Dronamics’ dream come true
Like the kids of today would say; find somebody who commits to you like the Rangelov brothers committed to getting the Black Swan cargo drone soaring into the skies.
Or something like that anyway.
It took Svilen and Konstantin Rangelov – the brothers who co-founded cargo drone company Dronamics – seven years to arrive at the moment last week when they watched as their flagship cargo drone left the solid ground at Balchik Airport on its maiden flight as a commercial operation.
And for seven years while they toiled for their drone-based dream of affordable and sustainable solution to middle to long distance cargo logistics, the two brothers took a vow to never cut their beard.
Which must have been a whole lot weird and uncomfortable as, in their recent interview, the brothers admitted to actually hating facial hair.
But ever since they bagged capital injection from venture capital company Eleven Ventures after making the Forbes 30 Under 30 list young entrepreneurs for that year, it occurred to Svilen and Konstantin that perhaps they were on to something and they needed to be serious about it.
And what evidence is better to show serious than going unshaven for seven years?
At first, the challenge was only taken by Konstantin before his brother became aware of what was happening.
“The condition to return to the face to its former appearance was a full-scale Black Swan drone landing successfully and be at its full size,” Konstantin told Forbes recently.
“Svilen Rangelov then joined the challenge, And the foundation idea was, every day when we passed around a mirror or touch our faces, to remember what their big goal was.”
Over time, their beards grew and the brothers’ significant others actually got impressed. But in the meantime, they fine-tuned the Black Swan, made ground tests and flights of miniature models.
It was hard going. Despite the support of exchanges, funds, and the largesse of the European Commission and investors, Dronamics’ logistics innovation concept was initially met with scepticism. Same day long distance delivery at low prices and using sustainable fuel methods? That’s surely a pipe dream; and only that.
The Rangelovs were told that the combination of fast and cheap delivery was fanciful at best and, in reality, would never exist. And it was those discouraging remarks that got them coming up with a perfect name for their apparently idealistic drone solution – the Black Swans.

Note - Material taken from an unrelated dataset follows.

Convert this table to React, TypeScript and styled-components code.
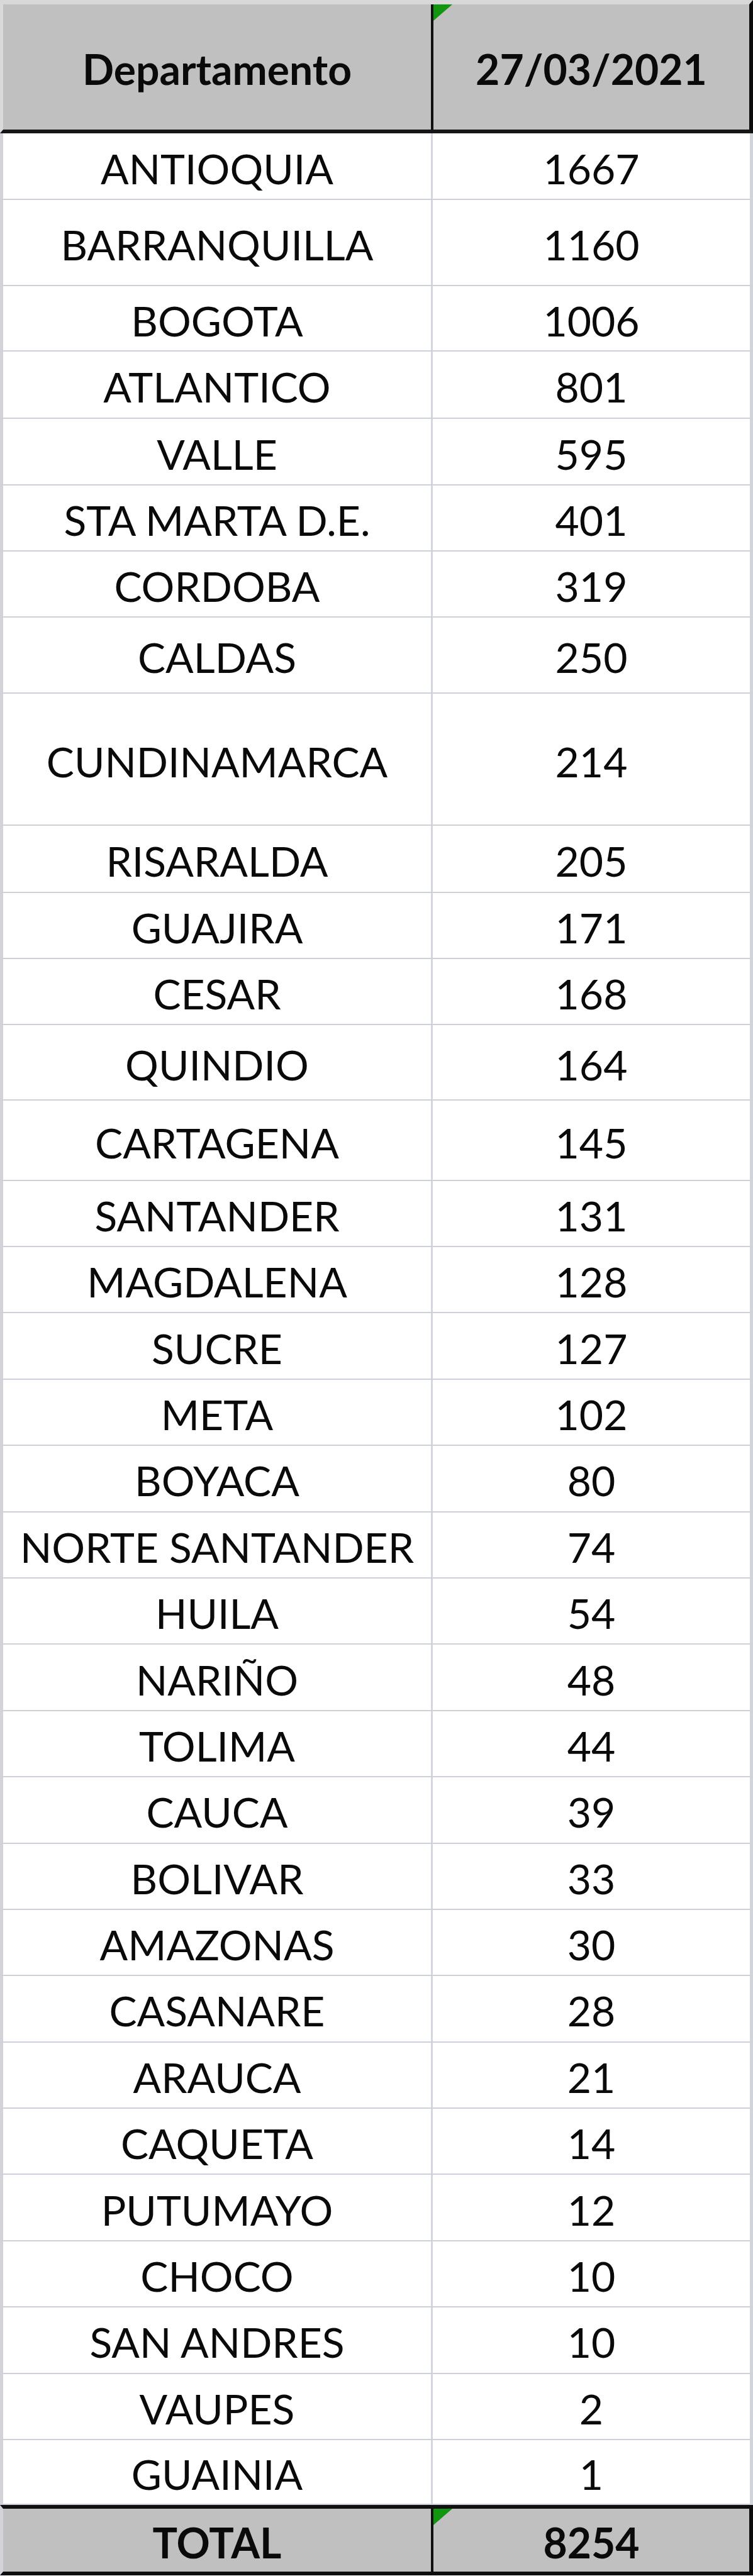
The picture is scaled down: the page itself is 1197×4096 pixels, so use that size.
import styled, { createGlobalStyle } from "styled-components";

const GlobalStyle = createGlobalStyle`
  html, body {
    margin: 0;
    padding: 0;
    background: #ffffff;
  }
  * {
    box-sizing: border-box;
  }
`;

type Kind = "head" | "body" | "total";

interface IRow {
  name: string;
  value: string;
  h: number;
}

const STD = 105.4;

const rows: IRow[] = [
  { name: "ANTIOQUIA", value: "1667", h: 106 },
  { name: "BARRANQUILLA", value: "1160", h: 137 },
  { name: "BOGOTA", value: "1006", h: 104 },
  { name: "ATLANTICO", value: "801", h: 107 },
  { name: "VALLE", value: "595", h: 106 },
  { name: "STA MARTA D.E.", value: "401", h: 105 },
  { name: "CORDOBA", value: "319", h: 105 },
  { name: "CALDAS", value: "250", h: 121 },
  { name: "CUNDINAMARCA", value: "214", h: 210 },
  { name: "RISARALDA", value: "205", h: 107 },
  { name: "GUAJIRA", value: "171", h: 105 },
  { name: "CESAR", value: "168", h: 105 },
  { name: "QUINDIO", value: "164", h: 120 },
  { name: "CARTAGENA", value: "145", h: 128 },
  { name: "SANTANDER", value: "131", h: 105 },
  { name: "MAGDALENA", value: "128", h: STD },
  { name: "SUCRE", value: "127", h: STD },
  { name: "META", value: "102", h: STD },
  { name: "BOYACA", value: "80", h: STD },
  { name: "NORTE SANTANDER", value: "74", h: STD },
  { name: "HUILA", value: "54", h: STD },
  { name: "NARIÑO", value: "48", h: STD },
  { name: "TOLIMA", value: "44", h: STD },
  { name: "CAUCA", value: "39", h: STD },
  { name: "BOLIVAR", value: "33", h: STD },
  { name: "AMAZONAS", value: "30", h: STD },
  { name: "CASANARE", value: "28", h: STD },
  { name: "ARAUCA", value: "21", h: STD },
  { name: "CAQUETA", value: "14", h: STD },
  { name: "PUTUMAYO", value: "12", h: STD },
  { name: "CHOCO", value: "10", h: STD },
  { name: "SAN ANDRES", value: "10", h: STD },
  { name: "VAUPES", value: "2", h: STD },
  { name: "GUAINIA", value: "1", h: STD },
];

const Sheet = styled.div`
  width: 1197px;
  display: flex;
  flex-direction: column;
  font-family: Lato, "Open Sans", sans-serif;
  color: #0a0a0a;
`;

const Row = styled.div<{ $kind: Kind; $h: number }>`
  display: grid;
  grid-template-columns: 680px 1fr;
  height: ${(p) => p.$h}px;
  background: ${(p) => (p.$kind === "body" ? "#ffffff" : "#c0c0c0")};
  border-left: 5px solid ${(p) => (p.$kind === "head" ? "#d9d9d9" : "#d3d4d9")};
  border-right: ${(p) =>
    p.$kind === "body" ? "5px solid #d2d4db" : "6px solid #0d0d0d"};
  border-top: ${(p) =>
    p.$kind === "head"
      ? "7px solid #d8d8d8"
      : p.$kind === "total"
      ? "6px solid #111111"
      : "none"};
  border-bottom: ${(p) =>
    p.$kind === "head"
      ? "6px solid #161616"
      : p.$kind === "total"
      ? "6px solid #0d0d0d"
      : "2px solid #cdd0d8"};
  font-size: 66px;
  font-weight: ${(p) => (p.$kind === "body" ? 400 : 700)};
`;

const Cell = styled.div<{ $kind: Kind; $divider?: boolean }>`
  position: relative;
  display: flex;
  align-items: center;
  justify-content: center;
  padding-top: 6px;
  white-space: nowrap;
  border-left: ${(p) =>
    !p.$divider
      ? "none"
      : p.$kind === "body"
      ? "3px solid #d4d6dd"
      : "4px solid #111111"};
`;

const Flag = styled.span`
  position: absolute;
  top: 0;
  left: 0;
  width: 0;
  height: 0;
  border-top: 26px solid #12960f;
  border-right: 30px solid transparent;
`;

function SheetRow({
  kind,
  h,
  name,
  value,
  flag,
}: {
  kind: Kind;
  h: number;
  name: string;
  value: string;
  flag?: boolean;
}) {
  return (
    <Row $kind={kind} $h={h}>
      <Cell $kind={kind}>{name}</Cell>
      <Cell $kind={kind} $divider>
        {flag && <Flag />}
        {value}
      </Cell>
    </Row>
  );
}

export default function App() {
  return (
    <>
      <GlobalStyle />
      <Sheet>
        <SheetRow kind="head" h={212} name="Departamento" value="27/03/2021" flag />
        {rows.map((r, i) => (
          <SheetRow
            key={r.name + i}
            kind="body"
            h={i === rows.length - 1 ? STD - 2 : r.h}
            name={r.name}
            value={r.value}
          />
        ))}
        <SheetRow kind="total" h={112} name="TOTAL" value="8254" flag />
      </Sheet>
    </>
  );
}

“In the Middle Ages, the black swan was a byword for something that whose existence was impossible to prove,” Svilen said.
“However, after sailors found real specimens of the bird, the meaning shifted to something that everyone thinks is impossible to achieve; something that is waiting to be found.”
And on Africa Day in the north east of Bulgaria, the Black Swan tailed off into the future; and three days after this seismic event in the drone industry, Svilen and Konstantin popped into a barbershop in Sofia.
The success of the world’s first airline with cargo drones caused a wide response in the startup ecosystem and led to a rise in the shares of Dronamics Capital by about five percent in BEAM, the market for growth of small and medium-sized enterprises.
Dronamics today employs 150 people of twelve nationalities and very few of them have seen the brothers without a beard.
The next step in Dronamics’ plan is to launch commercial flights around Europe this year. Which should not be that hard now, because the company already has a partner network of dozens of airports on the Old Continent, but also in the United States, Canada and Australia.
Besides, Dronamics already has partnerships with logistics giants DHL and Hellmann Worldwide Logistics in which the Bulgarian start-up will offer one-day deliveries globally for its customers. Agreements with both companies include the use of unmanned drones in the logistics of shipments on several routes.
The second challenge is in the very design of the aircraft. Dronamics wants to create an affordable unmanned cargo aircraft solution, not just design an unmanned plane that takes out the pilot and keeps everything else, including the heavy expenses.
The Rangelovs’ vision to this conundrum is to make cargo drones that go the last mile, and avoid delivering at major airports, which would mean last mile delivery by trucks; hence more expenses for clients, making that version of cargo drones less attractive.